Instruction:
Pull out every line below holding the word "index".

Data excerpts:
- - - -

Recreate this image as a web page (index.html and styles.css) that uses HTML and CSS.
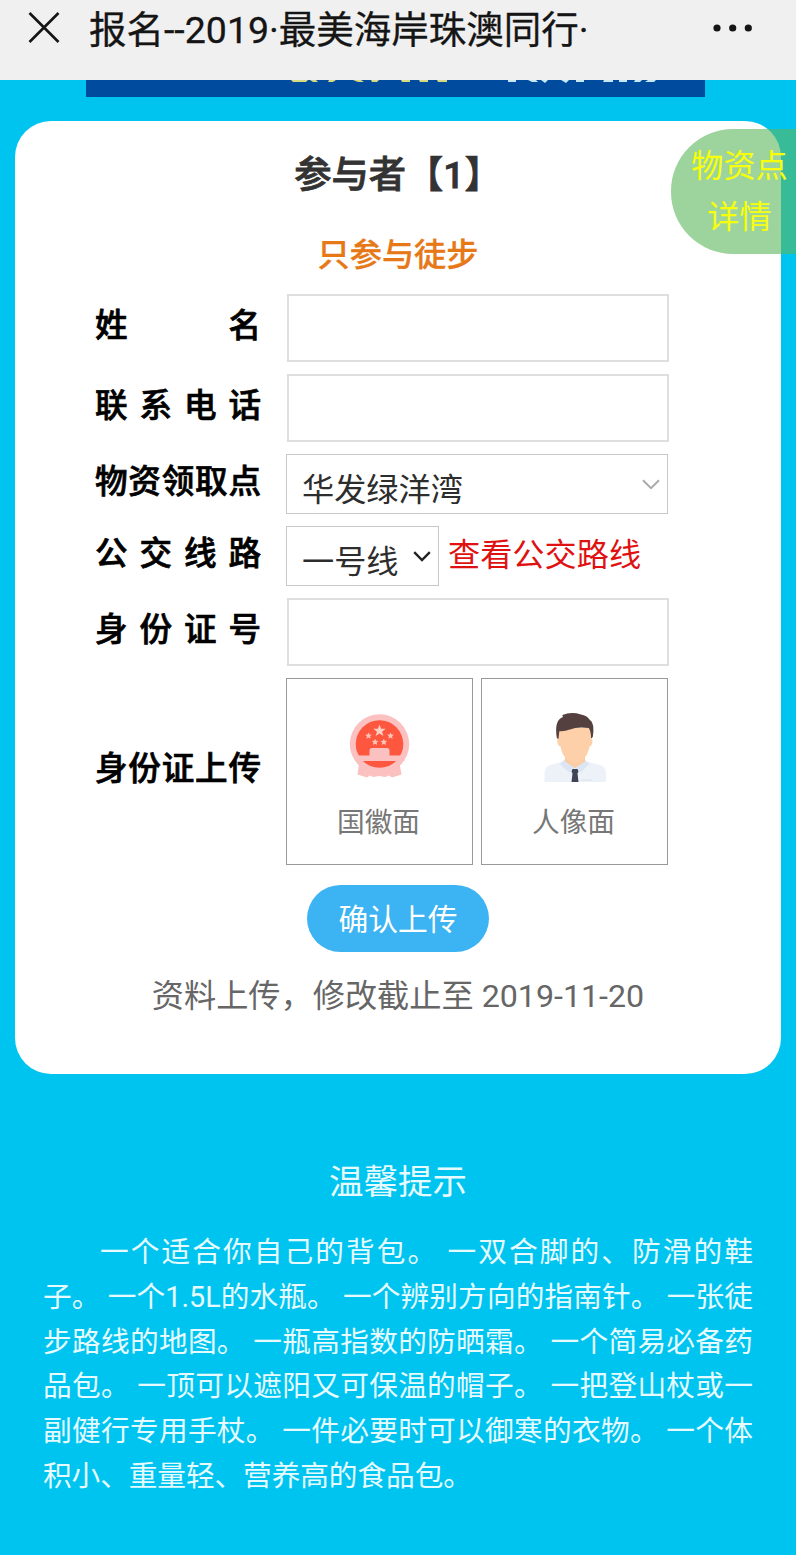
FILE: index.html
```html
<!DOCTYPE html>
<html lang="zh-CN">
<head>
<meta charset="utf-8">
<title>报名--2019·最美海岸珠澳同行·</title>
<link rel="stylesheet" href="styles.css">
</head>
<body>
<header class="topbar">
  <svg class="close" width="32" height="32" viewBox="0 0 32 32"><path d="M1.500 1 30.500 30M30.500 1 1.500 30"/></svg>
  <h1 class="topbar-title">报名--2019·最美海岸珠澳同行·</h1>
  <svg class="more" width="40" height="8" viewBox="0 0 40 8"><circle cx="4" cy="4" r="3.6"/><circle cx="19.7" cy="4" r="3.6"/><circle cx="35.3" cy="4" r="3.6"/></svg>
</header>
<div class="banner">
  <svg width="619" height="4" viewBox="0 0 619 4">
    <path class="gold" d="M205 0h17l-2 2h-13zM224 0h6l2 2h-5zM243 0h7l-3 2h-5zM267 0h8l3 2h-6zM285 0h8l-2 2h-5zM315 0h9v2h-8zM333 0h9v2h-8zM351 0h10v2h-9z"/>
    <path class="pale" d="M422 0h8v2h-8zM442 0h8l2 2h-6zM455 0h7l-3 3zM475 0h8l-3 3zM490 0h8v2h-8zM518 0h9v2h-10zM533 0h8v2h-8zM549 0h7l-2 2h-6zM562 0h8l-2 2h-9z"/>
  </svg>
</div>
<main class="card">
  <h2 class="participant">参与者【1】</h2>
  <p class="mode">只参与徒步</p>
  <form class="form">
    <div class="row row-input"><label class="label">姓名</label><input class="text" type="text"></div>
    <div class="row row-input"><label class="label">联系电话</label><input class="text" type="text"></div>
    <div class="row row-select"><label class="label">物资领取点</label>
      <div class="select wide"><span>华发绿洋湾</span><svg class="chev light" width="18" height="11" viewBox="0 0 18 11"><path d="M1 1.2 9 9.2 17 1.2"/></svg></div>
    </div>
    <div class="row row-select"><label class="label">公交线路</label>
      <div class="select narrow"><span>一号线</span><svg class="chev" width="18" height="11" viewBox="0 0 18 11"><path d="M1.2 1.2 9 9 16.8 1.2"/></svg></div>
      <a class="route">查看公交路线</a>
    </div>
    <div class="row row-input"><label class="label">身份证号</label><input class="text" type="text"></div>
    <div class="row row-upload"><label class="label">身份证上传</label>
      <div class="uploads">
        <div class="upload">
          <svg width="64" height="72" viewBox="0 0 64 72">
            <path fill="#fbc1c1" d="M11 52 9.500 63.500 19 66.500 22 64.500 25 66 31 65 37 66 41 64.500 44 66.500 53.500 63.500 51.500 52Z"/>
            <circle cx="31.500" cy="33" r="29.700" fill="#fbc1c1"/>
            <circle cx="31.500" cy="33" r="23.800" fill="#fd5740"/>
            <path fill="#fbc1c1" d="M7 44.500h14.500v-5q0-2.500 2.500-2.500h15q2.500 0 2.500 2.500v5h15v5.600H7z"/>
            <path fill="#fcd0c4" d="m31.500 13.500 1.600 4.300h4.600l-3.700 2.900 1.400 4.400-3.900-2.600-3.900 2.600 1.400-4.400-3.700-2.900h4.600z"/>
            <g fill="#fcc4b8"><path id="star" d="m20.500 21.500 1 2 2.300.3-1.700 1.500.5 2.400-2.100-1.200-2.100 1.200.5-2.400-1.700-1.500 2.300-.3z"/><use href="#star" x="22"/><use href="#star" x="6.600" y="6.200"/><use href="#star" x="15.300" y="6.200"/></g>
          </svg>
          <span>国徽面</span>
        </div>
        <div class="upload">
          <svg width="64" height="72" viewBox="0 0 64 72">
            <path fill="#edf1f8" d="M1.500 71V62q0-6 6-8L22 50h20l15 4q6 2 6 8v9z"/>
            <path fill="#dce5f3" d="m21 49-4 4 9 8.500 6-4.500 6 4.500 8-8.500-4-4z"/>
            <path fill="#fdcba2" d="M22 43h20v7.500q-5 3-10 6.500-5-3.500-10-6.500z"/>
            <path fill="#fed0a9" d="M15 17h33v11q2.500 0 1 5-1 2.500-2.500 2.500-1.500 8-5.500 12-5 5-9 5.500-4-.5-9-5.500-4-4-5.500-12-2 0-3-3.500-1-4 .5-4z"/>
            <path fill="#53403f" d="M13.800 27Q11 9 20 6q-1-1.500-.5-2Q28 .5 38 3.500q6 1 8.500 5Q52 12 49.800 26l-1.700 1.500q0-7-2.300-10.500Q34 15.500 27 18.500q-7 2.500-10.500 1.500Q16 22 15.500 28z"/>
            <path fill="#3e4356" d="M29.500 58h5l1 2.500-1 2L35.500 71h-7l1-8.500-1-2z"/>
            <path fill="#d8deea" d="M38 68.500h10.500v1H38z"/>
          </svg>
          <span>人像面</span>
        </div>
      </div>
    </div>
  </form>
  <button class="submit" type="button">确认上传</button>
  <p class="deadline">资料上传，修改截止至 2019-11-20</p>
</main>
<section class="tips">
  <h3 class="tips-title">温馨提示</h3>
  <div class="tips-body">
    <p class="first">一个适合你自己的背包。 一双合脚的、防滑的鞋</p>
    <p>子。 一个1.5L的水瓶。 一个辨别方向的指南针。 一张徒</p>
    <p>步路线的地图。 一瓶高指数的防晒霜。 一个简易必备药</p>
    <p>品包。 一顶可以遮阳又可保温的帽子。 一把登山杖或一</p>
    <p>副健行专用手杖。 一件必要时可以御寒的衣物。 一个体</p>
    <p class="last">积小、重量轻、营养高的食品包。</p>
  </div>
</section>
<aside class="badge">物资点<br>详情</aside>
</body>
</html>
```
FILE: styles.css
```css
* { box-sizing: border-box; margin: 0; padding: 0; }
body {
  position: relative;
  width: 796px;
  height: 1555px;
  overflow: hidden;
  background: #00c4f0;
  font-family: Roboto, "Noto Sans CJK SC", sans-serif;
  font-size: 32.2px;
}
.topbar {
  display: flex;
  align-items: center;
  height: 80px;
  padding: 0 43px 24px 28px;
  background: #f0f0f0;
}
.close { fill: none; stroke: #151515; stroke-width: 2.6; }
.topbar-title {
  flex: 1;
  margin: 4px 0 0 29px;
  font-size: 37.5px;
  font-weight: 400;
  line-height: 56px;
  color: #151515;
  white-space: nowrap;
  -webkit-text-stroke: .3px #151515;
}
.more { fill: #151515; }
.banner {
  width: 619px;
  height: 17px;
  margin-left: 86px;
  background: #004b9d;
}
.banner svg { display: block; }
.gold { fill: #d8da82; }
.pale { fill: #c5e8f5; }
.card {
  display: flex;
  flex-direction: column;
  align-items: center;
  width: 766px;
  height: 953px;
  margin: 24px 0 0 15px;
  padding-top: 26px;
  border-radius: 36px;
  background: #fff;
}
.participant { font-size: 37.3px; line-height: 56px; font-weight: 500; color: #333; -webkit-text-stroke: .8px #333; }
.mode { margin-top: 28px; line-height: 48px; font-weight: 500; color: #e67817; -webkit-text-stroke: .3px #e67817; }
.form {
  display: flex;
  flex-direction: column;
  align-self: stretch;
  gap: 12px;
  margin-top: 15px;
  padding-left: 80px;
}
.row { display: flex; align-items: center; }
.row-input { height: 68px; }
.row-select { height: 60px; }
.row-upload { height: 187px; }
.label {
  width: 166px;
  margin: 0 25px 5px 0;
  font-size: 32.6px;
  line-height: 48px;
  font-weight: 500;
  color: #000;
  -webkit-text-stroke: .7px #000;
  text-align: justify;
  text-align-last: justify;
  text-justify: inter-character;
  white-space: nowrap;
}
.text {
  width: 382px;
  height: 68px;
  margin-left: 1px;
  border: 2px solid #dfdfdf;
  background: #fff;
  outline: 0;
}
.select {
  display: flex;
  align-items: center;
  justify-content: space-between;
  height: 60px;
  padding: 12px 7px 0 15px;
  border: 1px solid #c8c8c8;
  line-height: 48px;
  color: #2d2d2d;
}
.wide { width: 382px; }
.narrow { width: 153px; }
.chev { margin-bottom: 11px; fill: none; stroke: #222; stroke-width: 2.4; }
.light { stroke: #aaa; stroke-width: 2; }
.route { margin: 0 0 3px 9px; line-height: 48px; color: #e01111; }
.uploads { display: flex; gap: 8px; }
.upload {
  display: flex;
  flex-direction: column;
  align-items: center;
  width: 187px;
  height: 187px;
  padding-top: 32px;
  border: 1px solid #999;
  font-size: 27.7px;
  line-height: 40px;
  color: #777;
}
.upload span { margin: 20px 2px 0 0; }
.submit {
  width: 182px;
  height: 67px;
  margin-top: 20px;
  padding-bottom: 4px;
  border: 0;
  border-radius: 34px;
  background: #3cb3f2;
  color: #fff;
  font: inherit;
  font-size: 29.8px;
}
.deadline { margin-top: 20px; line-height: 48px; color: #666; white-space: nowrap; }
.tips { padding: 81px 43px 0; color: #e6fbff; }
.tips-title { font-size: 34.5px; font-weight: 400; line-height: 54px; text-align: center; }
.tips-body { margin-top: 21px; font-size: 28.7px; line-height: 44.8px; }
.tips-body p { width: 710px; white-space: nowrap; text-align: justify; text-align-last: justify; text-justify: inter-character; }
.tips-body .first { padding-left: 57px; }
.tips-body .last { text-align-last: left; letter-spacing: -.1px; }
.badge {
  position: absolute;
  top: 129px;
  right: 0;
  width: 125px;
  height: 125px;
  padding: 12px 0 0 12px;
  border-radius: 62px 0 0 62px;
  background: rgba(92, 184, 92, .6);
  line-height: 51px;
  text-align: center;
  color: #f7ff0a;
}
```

- - - -

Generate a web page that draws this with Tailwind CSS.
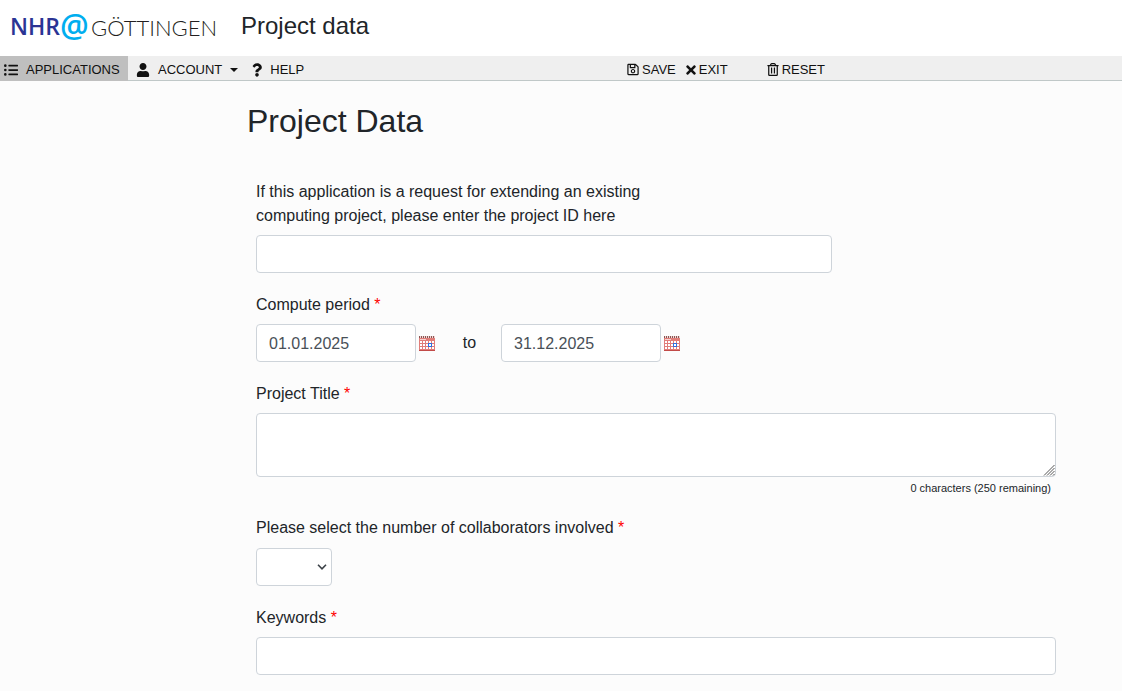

- - - -

Result:
Recreate this image as a web page (index.html and styles.css) that uses HTML and CSS.
FILE: index.html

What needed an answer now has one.